(begin)
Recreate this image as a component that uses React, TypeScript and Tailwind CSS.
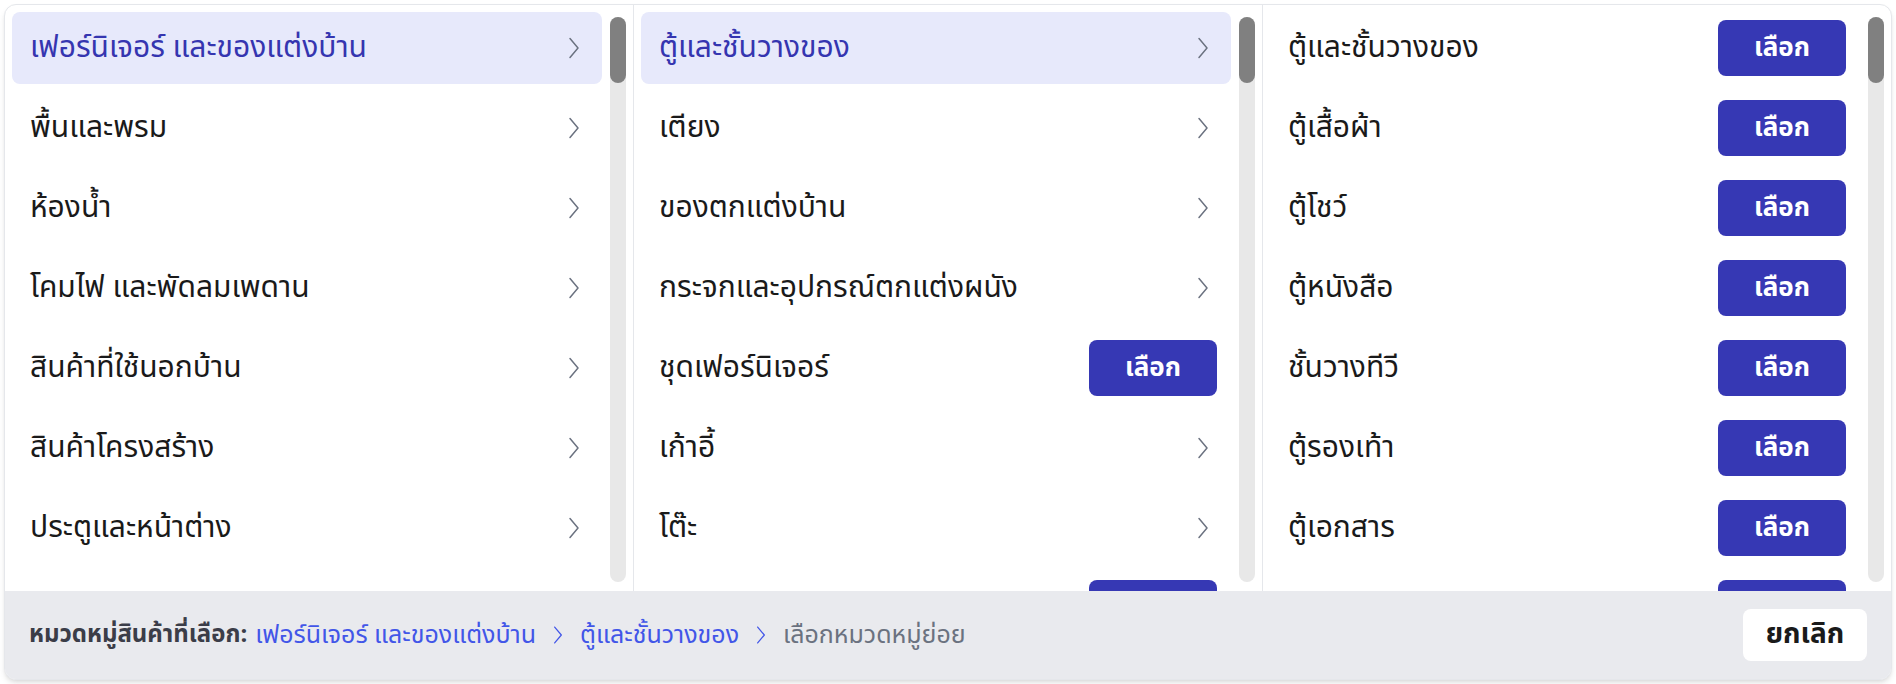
import { FC } from 'react';

type Item = { label: string; leaf?: boolean };

const col1: Item[] = [
  { label: 'เฟอร์นิเจอร์ และของแต่งบ้าน' },
  { label: 'พื้นและพรม' },
  { label: 'ห้องน้ำ' },
  { label: 'โคมไฟ และพัดลมเพดาน' },
  { label: 'สินค้าที่ใช้นอกบ้าน' },
  { label: 'สินค้าโครงสร้าง' },
  { label: 'ประตูและหน้าต่าง' },
];

const col2: Item[] = [
  { label: 'ตู้และชั้นวางของ' },
  { label: 'เตียง' },
  { label: 'ของตกแต่งบ้าน' },
  { label: 'กระจกและอุปกรณ์ตกแต่งผนัง' },
  { label: 'ชุดเฟอร์นิเจอร์', leaf: true },
  { label: 'เก้าอี้' },
  { label: 'โต๊ะ' },
  { label: 'โซฟา', leaf: true },
];

const col3: Item[] = [
  { label: 'ตู้และชั้นวางของ', leaf: true },
  { label: 'ตู้เสื้อผ้า', leaf: true },
  { label: 'ตู้โชว์', leaf: true },
  { label: 'ตู้หนังสือ', leaf: true },
  { label: 'ชั้นวางทีวี', leaf: true },
  { label: 'ตู้รองเท้า', leaf: true },
  { label: 'ตู้เอกสาร', leaf: true },
  { label: 'ตะแกรง', leaf: true },
];

const Chevron: FC<{ className?: string }> = ({ className = 'w-6 h-6 text-[#6b7280]' }) => (
  <svg viewBox="0 0 24 24" fill="none" stroke="currentColor" strokeWidth={1.5} strokeLinecap="round" strokeLinejoin="round" className={className}>
    <path d="M8 2.5 L16 12 L8 21.5" />
  </svg>
);

const Column: FC<{ items: Item[]; selected?: number; last?: boolean }> = ({ items, selected, last }) => (
  <div className={`flex-1 flex min-w-0 pl-[7px] pr-[7px] pt-[7px] gap-2 overflow-hidden ${last ? '' : 'border-r border-[#e5e7eb]'}`}>
    <div className="flex-1 flex flex-col gap-2 min-w-0">
      {items.map((item, i) => (
        <div
          key={item.label}
          className={`h-[72px] shrink-0 flex items-center justify-between rounded-lg pl-[18px] ${
            item.leaf ? 'pr-[14px]' : 'pr-4'
          } ${i === selected ? 'bg-[#e7e9fb] text-[#3535b0]' : 'text-[#1a1a1a]'}`}
        >
          <span className="text-[30px] leading-none">{item.label}</span>
          {item.leaf ? (
            <button className="w-[128px] h-[56px] rounded-lg bg-[#3638b4] text-white text-[26px] font-bold">เลือก</button>
          ) : (
            <Chevron />
          )}
        </div>
      ))}
    </div>
    <div className="w-4 shrink-0 mt-[5px] mb-[9px] rounded-full bg-[#e8e8e8] flex flex-col">
      <div className="h-[66px] rounded-full bg-[#808080]" />
    </div>
  </div>
);

const App: FC = () => {
  return (
    <div className="p-1 bg-white h-[684px]" style={{ fontFamily: '"Noto Sans Thai", "Noto Sans", sans-serif' }}>
      <div className="h-[676px] flex flex-col rounded-xl border border-[#e5e7eb] bg-white shadow-md overflow-hidden">
        <div className="flex-1 flex min-h-0">
          <Column items={col1} selected={0} />
          <Column items={col2} selected={0} />
          <Column items={col3} last />
        </div>
        <div className="h-[88px] shrink-0 bg-[#e9eaee] flex items-center justify-between pl-6 pr-6">
          <div className="flex items-center gap-2 text-[25px] leading-none">
            <span className="font-bold text-[#3b3d48] text-[24px]">หมวดหมู่สินค้าที่เลือก:</span>
            <span className="text-[#4256e8]">เฟอร์นิเจอร์ และของแต่งบ้าน</span>
            <Chevron className="w-5 h-5 mx-1 text-[#4256e8]" />
            <span className="text-[#4256e8]">ตู้และชั้นวางของ</span>
            <Chevron className="w-5 h-5 mx-1 text-[#4256e8]" />
            <span className="text-[#6b7280]">เลือกหมวดหมู่ย่อย</span>
          </div>
          <button className="w-[124px] h-[52px] rounded-lg bg-white text-[28px] font-bold text-[#1a1a1a]">ยกเลิก</button>
        </div>
      </div>
    </div>
  );
};

export default App;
(end)
Work to complete → With all pictures left out, please transcribe exactly the lines from the start of the material through the line with "string; leaf?: boolean".

Answer for this exercise →
Recreate this image as a component that uses React, TypeScript and Tailwind CSS.
import { FC } from 'react';

type Item = { label: string; leaf?: boolean };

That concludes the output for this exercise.